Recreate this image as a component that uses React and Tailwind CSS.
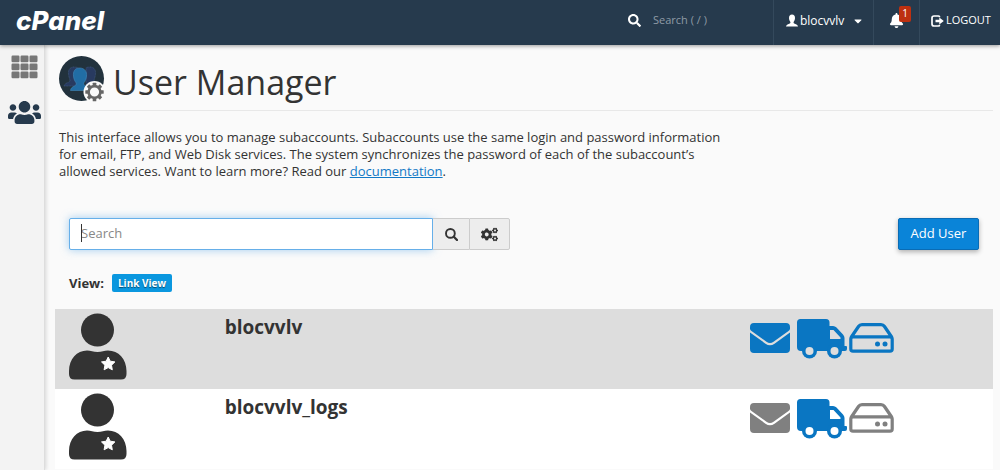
import React, { useState } from 'react';
import { FaBell, FaCaretDown, FaCogs, FaSearch, FaUsers } from 'react-icons/fa';

const accounts = [
  { name: 'blocvvlv', email: true, ftp: true, webdisk: true },
  { name: 'blocvvlv_logs', email: false, ftp: true, webdisk: false },
];

const GridIcon = () => (
  <svg viewBox="0 0 27 24" className="w-[27px] h-6 fill-[#777]" aria-hidden="true">
    {[0, 8, 16].map((y) =>
      [0, 9, 18].map((x) => <rect key={`${x}-${y}`} x={x + 0.5} y={y + 0.5} width="8" height="6.800" rx="1.200" />)
    )}
  </svg>
);

const BustIcon = () => (
  <svg viewBox="0 0 12 13" className="w-3 h-[13px] fill-white" aria-hidden="true">
    <path d="M6 .5C4 .5 3 2 3 4c0 1.500.6 3 1.400 3.900v1.200C4 9.800 1.500 10.300.6 11.200.2 11.600 0 12.200 0 12.500h12c0-.3-.2-.9-.6-1.300C10.500 10.300 8 9.800 7.600 9.100V7.900C8.400 7 9 5.500 9 4 9 2 8 .5 6 .5z" />
  </svg>
);

const LogoutIcon = () => (
  <svg viewBox="0 0 13 12" className="w-[13px] h-3" aria-hidden="true">
    <path d="M8.500 2.200V2q0-1-1-1H3Q1 1 1 3v6q0 2 2 2h4.500q1 0 1-1v-.2" fill="none" stroke="#fff" strokeWidth="1.700" />
    <path d="M4.500 4.800H8.300V2.500L12.800 6 8.300 9.500V7.200H4.500z" fill="#fff" />
  </svg>
);

const MagnifierIcon = () => (
  <svg viewBox="0 0 13 13" className="size-[13px]" aria-hidden="true">
    <circle cx="5.400" cy="5.400" r="4.400" fill="none" stroke="#333" strokeWidth="1.900" />
    <path d="M8.800 8.800l3.200 3.200" stroke="#333" strokeWidth="2.300" strokeLinecap="round" />
  </svg>
);

const gearTeeth = [0, 45, 90, 135, 180, 225, 270, 315];

const UserManagerIcon = () => (
  <svg viewBox="0 0 46 46" className="w-[46px] h-[46px] shrink-0" aria-hidden="true">
    <circle cx="22.500" cy="22.500" r="22.500" fill="#22323d" />
    <g fill="#283a60" stroke="#456087" strokeWidth=".6" strokeDasharray="1 .5">
      <path d="M15 11c-4 0-6 3-5.500 7 .2 3 1.500 5 1.500 7-1 2-5 1.500-6 5h14V11.800Q17 11 15 11z" />
      <path d="M31 11c4 0 6 3 5.500 7-.2 3-1.500 5-1.500 7 1 2 5 1.500 6 5H27V11.800Q29 11 31 11z" />
    </g>
    <path d="M20.500 12c-5 0-6.500 4-6 8 .2 3 1.500 5.500 2.800 7 .5 4-5.300 2.500-5.800 7.500h19c-.5-5-6.300-3.500-5.800-7.500 1.300-1.500 2.600-4 2.800-7 .5-4-1.500-8-7-8z" fill="#216da5" stroke="#4288ba" strokeWidth=".6" />
    <circle cx="35.500" cy="36" r="11" fill="#fafafa" />
    <g transform="translate(35.500 36)">
      {gearTeeth.map((angle) => (
        <rect key={angle} x="-1.800" y="-9.200" width="3.600" height="4" rx=".5" fill="#666" transform={`rotate(${angle})`} />
      ))}
      <circle r="5.900" fill="#fafafa" stroke="#666" strokeWidth="2.600" />
    </g>
  </svg>
);

const AccountIcon = () => (
  <svg viewBox="0 0 58 67" className="w-[58px] h-[67px]" aria-hidden="true">
    <circle cx="28.500" cy="17" r="16.500" fill="#333" />
    <path d="M0 58C0 46 8 37.500 18 37.500c4 0 6 1.500 10.500 1.500S35 37.500 39 37.500c10.500 0 18.500 8.500 18.500 20.500v3q0 5.500-5.500 5.500H5.500Q0 66.500 0 61z" fill="#333" />
    <path d="M39.200 44l2 4.200 4.700.7-3.400 3.300.8 4.600-4.100-2.200-4.100 2.200.8-4.600-3.400-3.300 4.700-.7z" fill="#fff" stroke="#fff" strokeLinejoin="round" />
  </svg>
);

const EnvelopeIcon = () => (
  <svg viewBox="0 0 40 30" className="w-10 h-[30px] fill-current" aria-hidden="true">
    <path d="M4 0h32q4 0 4 4v1.500Q40 7 38.500 8L23.500 18.800q-3.500 2.400-7 0L1.500 8Q0 7 0 5.500V4q0-4 4-4z" />
    <path d="M0 9.500l15.500 11.200q4.500 3 9 0L40 9.500V26q0 4-4 4H4q-4 0-4-4z" />
  </svg>
);

const TruckIcon = () => (
  <svg viewBox="0 0 50 40" className="w-[50px] h-10" aria-hidden="true">
    <path
      d="M3.500 0H29q3.500 0 3.500 3.500V7H36q2 0 3.500 1.500L46 15.500q1.500 1.500 1.500 3.500v8H49q1 0 1 1v2q0 2-2 2H4q-4 0-4-4V3.500Q0 0 3.500 0zM33 11v9h10.500v-1.500L36.500 11z"
      fill="currentColor"
      fillRule="evenodd"
    />
    <circle cx="12.500" cy="32" r="7.500" fill="currentColor" />
    <circle cx="37.500" cy="32" r="7.500" fill="currentColor" />
    <circle cx="12.500" cy="32" r="4" className="fill-(--row-bg)" />
    <circle cx="37.500" cy="32" r="4" className="fill-(--row-bg)" />
  </svg>
);

const DriveIcon = () => (
  <svg viewBox="0 0 45 30" className="w-[45px] h-[30px]" aria-hidden="true">
    <path
      d="M2 14.500L9.500 3.500q1.200-1.800 3.500-1.800h19q2.300 0 3.500 1.800l7.500 11M4 13.800h37q2.200 0 2.200 2.200v10q0 2.200-2.200 2.200H4q-2.200 0-2.200-2.200V16q0-2.200 2.200-2.200z"
      fill="none"
      stroke="currentColor"
      strokeWidth="3.200"
    />
    <circle cx="28.500" cy="21" r="2.500" fill="currentColor" />
    <circle cx="36" cy="21" r="2.500" fill="currentColor" />
  </svg>
);

const Header = () => (
  <header className="relative z-10 flex h-[45px] items-stretch bg-[#263a4d] text-xs text-white shadow-[0_1px_4px_rgba(0,0,0,0.4)]">
    <a href="#home" className="flex items-center pl-4 pb-1 font-['Inter'] text-[26px] leading-8 font-extrabold italic">
      cPanel
    </a>
    <div className="ml-auto flex items-center gap-3 pb-1">
      <FaSearch className="size-[13px]" />
      <input
        type="text"
        aria-label="Search ( / )"
        placeholder="Search ( / )"
        className="w-[120px] text-[11px] text-white placeholder-[#8f9ba6] outline-none"
      />
    </div>
    <button type="button" className="flex w-[100px] items-center border-l border-[#34495c] pb-1 pl-3">
      <BustIcon />
      <span className="ml-0.5">blocvvlv</span>
      <FaCaretDown className="ml-2 size-3" />
    </button>
    <button type="button" aria-label="Notifications" className="relative flex w-[46px] items-center justify-center border-l border-[#34495c] pb-1">
      <FaBell className="size-[15px]" />
      <span className="absolute top-1.5 right-2 flex h-4 w-3 items-center justify-center rounded-xs bg-[#bd3010] text-[10px]">1</span>
    </button>
    <a href="#logout" className="flex w-[81px] items-center gap-0.5 border-l border-[#34495c] pb-1 pl-[11px] text-[11px]">
      <LogoutIcon />
      LOGOUT
    </a>
  </header>
);

const Sidebar = () => (
  <nav className="flex w-[45px] shrink-0 flex-col items-center gap-[17px] border-r border-[#ddd] bg-[#f3f3f3] pt-2.5 pl-1 shadow-[1px_0_4px_rgba(0,0,0,0.15)]">
    <a href="#tools" aria-label="Tools"><GridIcon /></a>
    <a href="#users" aria-label="User Manager"><FaUsers className="size-[33px] text-[#263a4d]" /></a>
  </nav>
);

const AccountRow = ({ account, striped }) => {
  const color = (enabled) => (enabled ? 'text-[#0a76c2]' : 'text-[#808080]');

  return (
    <li
      className={
        striped
          ? 'flex h-20 items-start bg-[#ddd] px-3.5 pt-1 [--row-bg:#ddd]'
          : 'flex h-20 items-start bg-white px-3.5 pt-1 [--row-bg:#fff]'
      }
    >
      <div className="w-1/6 shrink-0"><AccountIcon /></div>
      <h2 className="grow pl-1 text-[19px] leading-7 font-bold">{account.name}</h2>
      <div className="flex items-start pt-1.5 pr-[85px]">
        <span className={`mt-1 mr-[7px] ${color(account.email)}`}><EnvelopeIcon /></span>
        <span className={`mr-0.5 ${color(account.ftp)}`}><TruckIcon /></span>
        <span className={`mt-1 ${color(account.webdisk)}`}><DriveIcon /></span>
      </div>
    </li>
  );
};

const App = () => {
  const [query, setQuery] = useState('');
  const visible = accounts.filter((account) => account.name.includes(query));

  return (
    <div className="flex min-h-screen flex-col bg-[#fafafa] font-['Open_Sans','Noto_Sans',sans-serif] text-[#333]">
      <Header />
      <div className="flex grow">
        <Sidebar />
        <main className="grow pr-[7px] pl-2.5">
          <div className="ml-1 flex gap-2 border-b border-[#e8e8e8] pt-[11px] pb-2">
            <UserManagerIcon />
            <h1 className="pt-1.5 text-[34px] leading-10">User Manager</h1>
          </div>
          <p className="mt-[18px] ml-1 max-w-[675px] text-[13px] leading-[17px]">
            This interface allows you to manage subaccounts. Subaccounts use the same login and password information
            for email, FTP, and Web Disk services. The system synchronizes the password of each of the subaccount’s
            allowed services. Want to learn more? Read our{' '}
            <a href="#documentation" className="text-[#1279c6] underline">documentation</a>.
          </p>

          <div className="mt-[38px] flex items-center justify-between px-3.5">
            <div className="relative flex h-8">
              <input
                type="text"
                aria-label="Search"
                placeholder="Search"
                value={query}
                onChange={(e) => setQuery(e.target.value)}
                className="w-[364px] rounded-l-xs border border-[#66afe9] bg-white px-[11px] text-[13px] placeholder-[#888] shadow-[0_0_8px_rgba(102,175,233,0.6)] outline-none"
              />
              {!query && <span className="pointer-events-none absolute top-1.5 left-3 h-[18px] w-px bg-[#333]" />}
              <button type="button" aria-label="Run search" className="flex w-9 items-center justify-center border-y border-[#ccc] bg-[#ededed]">
                <MagnifierIcon />
              </button>
              <button type="button" aria-label="Settings" className="flex w-[41px] items-center justify-center rounded-r-xs border border-[#ccc] bg-[#ededed]">
                <FaCogs className="size-[17px]" />
              </button>
            </div>
            <button type="button" className="h-8 w-[81px] rounded-xs border border-[#0a6cb5] bg-[#0a84d8] text-[13px] text-white shadow-[0_2px_5px_rgba(0,0,0,0.3)]">
              Add User
            </button>
          </div>

          <div className="mt-6 mb-[17px] flex items-center gap-2 px-3.5">
            <span className="text-[13px] leading-4 font-bold">View:</span>
            <button type="button" className="h-[18px] rounded-xs bg-[#0a97df] px-1.5 text-[10px] font-bold text-white [text-shadow:0_1px_1px_rgba(0,0,0,0.5)]">
              Link View
            </button>
          </div>

          <ul>
            {visible.map((account, index) => (
              <AccountRow key={account.name} account={account} striped={index % 2 === 0} />
            ))}
          </ul>
        </main>
      </div>
    </div>
  );
};

export default App;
----------
• Task directions:
Reproduce the material above exactly, first line through the line that contains "const gearTeeth = [0, 45, 90, 135, 180, 225, 270, 315];", minus the pictures.

• Output for this exercise:
Recreate this image as a component that uses React and Tailwind CSS.
import React, { useState } from 'react';
import { FaBell, FaCaretDown, FaCogs, FaSearch, FaUsers } from 'react-icons/fa';

const accounts = [
  { name: 'blocvvlv', email: true, ftp: true, webdisk: true },
  { name: 'blocvvlv_logs', email: false, ftp: true, webdisk: false },
];

const GridIcon = () => (
  <svg viewBox="0 0 27 24" className="w-[27px] h-6 fill-[#777]" aria-hidden="true">
    {[0, 8, 16].map((y) =>
      [0, 9, 18].map((x) => <rect key={`${x}-${y}`} x={x + 0.5} y={y + 0.5} width="8" height="6.800" rx="1.200" />)
    )}
  </svg>
);

const BustIcon = () => (
  <svg viewBox="0 0 12 13" className="w-3 h-[13px] fill-white" aria-hidden="true">
    <path d="M6 .5C4 .5 3 2 3 4c0 1.500.6 3 1.400 3.900v1.200C4 9.800 1.500 10.300.6 11.200.2 11.600 0 12.200 0 12.500h12c0-.3-.2-.9-.6-1.300C10.500 10.300 8 9.800 7.600 9.100V7.900C8.400 7 9 5.500 9 4 9 2 8 .5 6 .5z" />
  </svg>
);

const LogoutIcon = () => (
  <svg viewBox="0 0 13 12" className="w-[13px] h-3" aria-hidden="true">
    <path d="M8.500 2.200V2q0-1-1-1H3Q1 1 1 3v6q0 2 2 2h4.500q1 0 1-1v-.2" fill="none" stroke="#fff" strokeWidth="1.700" />
    <path d="M4.500 4.800H8.300V2.500L12.800 6 8.300 9.500V7.200H4.500z" fill="#fff" />
  </svg>
);

const MagnifierIcon = () => (
  <svg viewBox="0 0 13 13" className="size-[13px]" aria-hidden="true">
    <circle cx="5.400" cy="5.400" r="4.400" fill="none" stroke="#333" strokeWidth="1.900" />
    <path d="M8.800 8.800l3.200 3.200" stroke="#333" strokeWidth="2.300" strokeLinecap="round" />
  </svg>
);

const gearTeeth = [0, 45, 90, 135, 180, 225, 270, 315];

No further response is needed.